In so doing, the Court drew a careful distinction between § 215‘s initial language holding that it “shall be unlawful for any person ” to commit certain acts (§ 215(a)), and more limited language of the provision at issue here, protecting “any employee ” from the person’s misconduct (§ 215(a)(3)). Id. at 245-246 (emphasis added). The court found that the statute’s application to “any person” did not bar suit against the “non-employer” City, however, the plain language of the statue restricting its protections to “any employee” did mean that a mere job “applicant” did not have standing to bring a § 215 action. Id. As the Glover court found, the first sentence of the statute applies to “any person,” if “Congress wanted to cover non-employees, it could have written § 215(a)(3) to prevent discrimination [or retaliation] against “any person” instead of “any employee.” Id. at 246-247. Based on the plain language of the statute, the courts that have considered the issue have found that § 215(a)(3) does not cover job applicants.

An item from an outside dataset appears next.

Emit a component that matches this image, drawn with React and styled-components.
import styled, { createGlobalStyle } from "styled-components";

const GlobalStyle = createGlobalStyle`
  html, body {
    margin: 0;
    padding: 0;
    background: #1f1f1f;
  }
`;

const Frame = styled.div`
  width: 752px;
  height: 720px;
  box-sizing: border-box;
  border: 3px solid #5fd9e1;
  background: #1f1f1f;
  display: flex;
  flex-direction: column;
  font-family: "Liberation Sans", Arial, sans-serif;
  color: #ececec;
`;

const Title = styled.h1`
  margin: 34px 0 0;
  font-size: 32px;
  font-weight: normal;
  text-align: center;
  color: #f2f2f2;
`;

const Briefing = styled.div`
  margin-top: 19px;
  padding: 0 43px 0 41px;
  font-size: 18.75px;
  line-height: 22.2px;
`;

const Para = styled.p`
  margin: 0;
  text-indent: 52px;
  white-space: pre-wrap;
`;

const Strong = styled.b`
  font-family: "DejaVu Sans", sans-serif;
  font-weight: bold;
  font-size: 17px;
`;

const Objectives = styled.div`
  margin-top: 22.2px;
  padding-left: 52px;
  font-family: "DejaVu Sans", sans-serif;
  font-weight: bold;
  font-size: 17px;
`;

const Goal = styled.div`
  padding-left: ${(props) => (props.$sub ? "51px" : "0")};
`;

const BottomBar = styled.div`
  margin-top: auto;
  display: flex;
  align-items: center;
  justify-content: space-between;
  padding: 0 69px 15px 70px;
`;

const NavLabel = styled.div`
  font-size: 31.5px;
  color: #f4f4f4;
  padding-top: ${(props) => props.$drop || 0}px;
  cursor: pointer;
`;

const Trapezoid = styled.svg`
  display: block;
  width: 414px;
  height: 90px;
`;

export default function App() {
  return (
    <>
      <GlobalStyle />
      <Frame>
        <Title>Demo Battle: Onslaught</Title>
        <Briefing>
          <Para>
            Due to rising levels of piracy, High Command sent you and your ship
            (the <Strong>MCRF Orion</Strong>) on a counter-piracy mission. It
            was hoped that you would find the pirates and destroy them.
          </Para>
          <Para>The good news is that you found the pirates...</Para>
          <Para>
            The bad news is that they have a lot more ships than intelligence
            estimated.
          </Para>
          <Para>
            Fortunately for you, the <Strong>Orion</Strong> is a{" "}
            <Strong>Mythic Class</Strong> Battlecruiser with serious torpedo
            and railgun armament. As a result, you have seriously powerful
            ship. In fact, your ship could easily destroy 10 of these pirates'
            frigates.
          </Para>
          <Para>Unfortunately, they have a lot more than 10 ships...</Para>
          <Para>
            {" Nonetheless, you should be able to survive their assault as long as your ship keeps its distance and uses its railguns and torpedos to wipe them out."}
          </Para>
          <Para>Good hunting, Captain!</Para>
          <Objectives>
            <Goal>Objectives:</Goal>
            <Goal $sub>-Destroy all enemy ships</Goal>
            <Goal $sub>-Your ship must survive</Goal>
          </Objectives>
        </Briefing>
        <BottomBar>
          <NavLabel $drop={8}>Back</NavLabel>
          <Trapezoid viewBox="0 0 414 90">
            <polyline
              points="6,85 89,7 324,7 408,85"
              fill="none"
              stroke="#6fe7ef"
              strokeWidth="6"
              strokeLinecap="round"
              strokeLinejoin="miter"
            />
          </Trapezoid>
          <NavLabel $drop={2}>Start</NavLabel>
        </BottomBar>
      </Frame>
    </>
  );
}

Plaintiff attempts to distinguish these cases as outliers and non-binding on this Court. As decisions from other Districts they are clearly not binding precedent, however, their reasoning is, contrary to Plaintiff’s argument, applicable here. Both opinions rest on the plain language of the statute and both were unwilling to read the term “employee” to mean an individual who was never employed the Defendant.

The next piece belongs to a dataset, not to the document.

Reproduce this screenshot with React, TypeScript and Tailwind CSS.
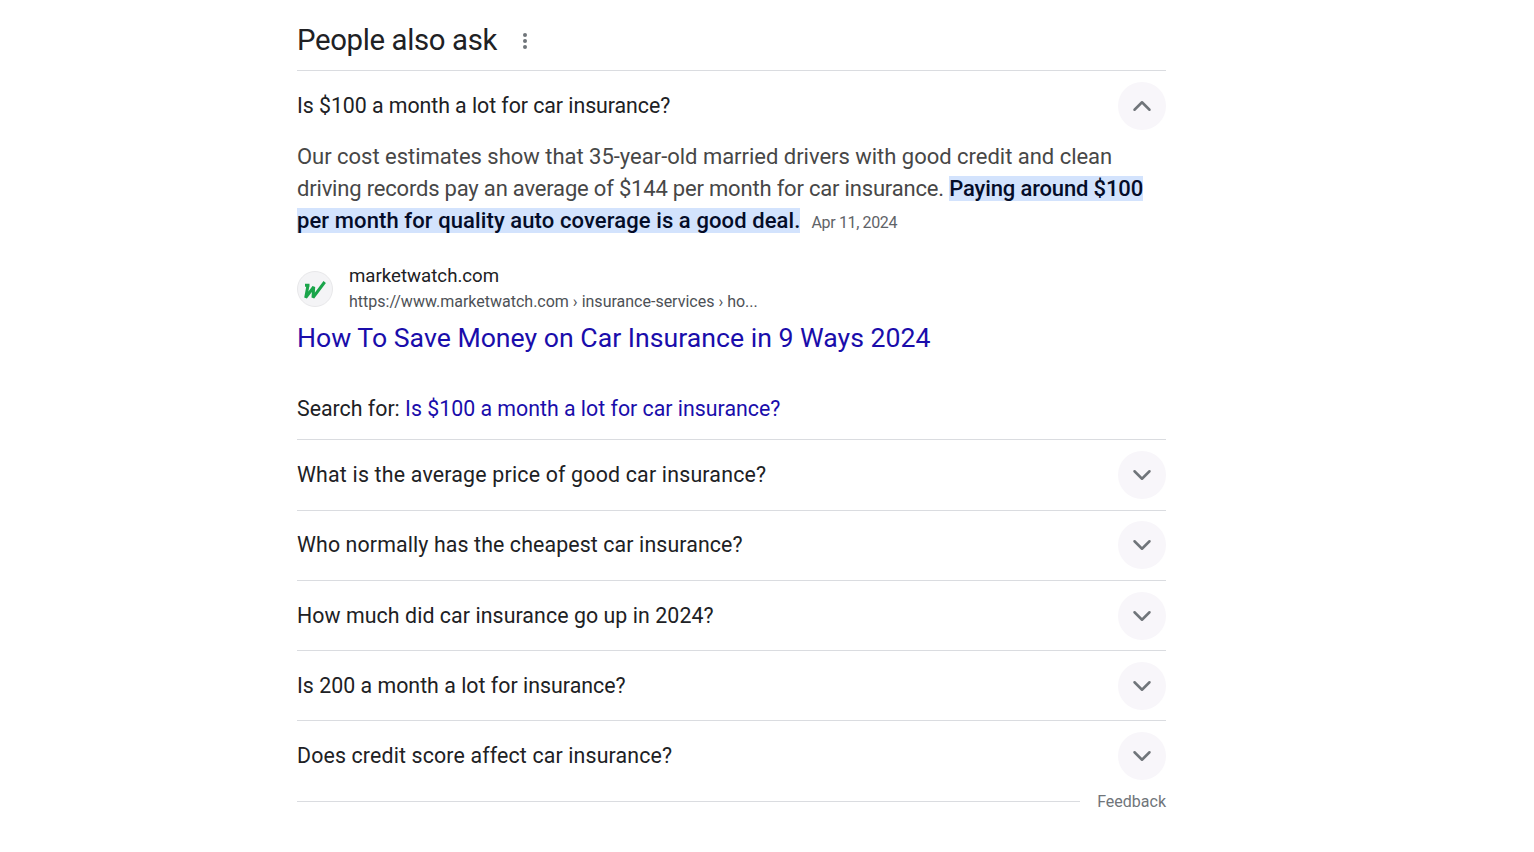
import React from 'react';
import { ChevronDown, ChevronUp } from 'lucide-react';

const questions = [
  { text: 'What is the average price of good car insurance?', track: 'tracking-[0.2px]' },
  { text: 'Who normally has the cheapest car insurance?', track: 'tracking-[0.12px]' },
  { text: 'How much did car insurance go up in 2024?', track: 'tracking-[0.075px]' },
  { text: 'Is 200 a month a lot for insurance?', track: 'tracking-[0.02px]' },
  { text: 'Does credit score affect car insurance?', track: 'tracking-[0.15px]' },
];

const Toggle = ({ open }: { open?: boolean }) => (
  <div className="flex h-[48px] w-[48px] shrink-0 items-center justify-center rounded-full bg-[#f8f6fa] text-[#70757a]">
    {open ? <ChevronUp size={30} strokeWidth={2} /> : <ChevronDown size={30} strokeWidth={2} />}
  </div>
);

const Question = ({ text, track, open }: { text: string; track: string; open?: boolean }) => (
  <div className="flex h-[69.3px] items-center justify-between">
    <span className={`text-[21.33px] text-[#202124] ${track}`}>{text}</span>
    <Toggle open={open} />
  </div>
);

export default function App() {
  return (
    <div className="min-h-[852px] bg-white font-['Roboto',sans-serif]">
      <div className="ml-[297px] w-[869px]">
        <div className="flex h-[70px] items-center gap-[26px] pt-[12px]">
          <h2 className="text-[29.33px] font-normal tracking-[-0.35px] text-[#202124]">People also ask</h2>
          <div className="flex flex-col gap-[2px]">
            <span className="h-[4px] w-[4px] rounded-full bg-[#70757a]" />
            <span className="h-[4px] w-[4px] rounded-full bg-[#70757a]" />
            <span className="h-[4px] w-[4px] rounded-full bg-[#70757a]" />
          </div>
        </div>

        <div className="border-t border-[#dadce0]">
          <Question text="Is $100 a month a lot for car insurance?" track="tracking-[-0.05px]" open />
          <p className="mt-[1px] text-[22px] leading-[32px] text-[#474747]">
            <span className="tracking-[-0.02px]">Our cost estimates show that 35-year-old married drivers with good credit and clean </span>
            <span className="tracking-[-0.19px]">driving records pay an average of $144 per month for car insurance.</span>{' '}
            <span className="bg-[#d3e3fd] font-medium text-[#040c28]">
              <span className="tracking-[-0.15px]">Paying around $100 </span>
              <span className="tracking-[0.1px]">per month for quality auto coverage is a good deal.</span>
            </span>
            <span className="ml-[11px] text-[16px] tracking-[-0.35px] text-[#5f6368]">Apr 11, 2024</span>
          </p>

          <div className="mt-[24px] flex items-center gap-[16px]">
            <div className="flex h-[36px] w-[36px] items-center justify-center rounded-full border border-[#e8e8ea] bg-[#f4f4f6]">
              <svg width="26" height="20" viewBox="0 0 26 20" fill="none">
                <path d="M3 6.3 H7.5 M6 6.3 L3.7 18.7 L11.7 8 L11 18.7 L22.7 3" stroke="#1aa54a" strokeWidth="3" strokeLinejoin="bevel" />
              </svg>
            </div>
            <div>
              <div className="text-[18.67px] leading-[26px] text-[#202124]">marketwatch.com</div>
              <div className="mt-[1px] text-[16px] leading-[24px] text-[#4d5156]">https://www.marketwatch.com › insurance-services › ho...</div>
            </div>
          </div>

          <a className="mt-[6px] block text-[26.67px] leading-[36px] text-[#1a0dab]">How To Save Money on Car Insurance in 9 Ways 2024</a>

          <div className="mt-[37px] pb-[14px] text-[21.33px] leading-[32px] text-[#202124]">
            Search for: <a className="text-[#1a0dab]">Is $100 a month a lot for car insurance?</a>
          </div>
        </div>

        {questions.map((q) => (
          <div key={q.text} className="border-t border-[#dadce0]">
            <Question text={q.text} track={q.track} />
          </div>
        ))}

        <div className="flex items-start gap-[17px]">
          <div className="mt-[10px] h-px flex-1 bg-[#dadce0]" />
          <span className="mt-[1px] text-[16px] leading-[20px] text-[#70757a]">Feedback</span>
        </div>
      </div>
    </div>
  );
}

Defendant points to the leading Fourth case regarding the sufficiency of an anti-retaliation claim under FLSA, Darveau v. Detecon, Inc., 515 F.3d 334 (4th Cir.2008.) In the Fourth Circuit, to assert a prima facie claim of retaliation under the FLSA a plaintiff must show: “that (1) he engaged in an activity protected by the FLSA; (2) he suffered adverse action by the employer subsequent to or contemporaneous with such protected activity; and (3) a causal connection exists between the employee’s activity and the employer’s adverse action.” Darveau v. Detecon, Inc., 515 F.3d 334, 340 (4th Cir.2008) (citing Wolf v. Coca-Cola Co., 200 F.3d 1337, 1342-43 (11th Cir.2000); Conner v. Schnuck Mkts., Inc., 121 F.3d 1390, 1394 (10th Cir.1997)). Similarly, Defendant argues that as the Fourth Circuit standard requires a “casual connection” between the “employee’s activity” and the “employer’s” action, Plaintiff has no standing to bring suit as she was never an “employee.” (Mem. in Supp. Mot. to Dismiss at 4.) Without reading beyond the plain language of the statute, a job applicant cannot be considered an ‘employee.’ “
Although not highlighted here, the Court also rejected several alternative arguments put forth by Plaintiff, that the Court should look beyond the FLSA, to statutory definitions and construction of Title VII and the NLRA statutes.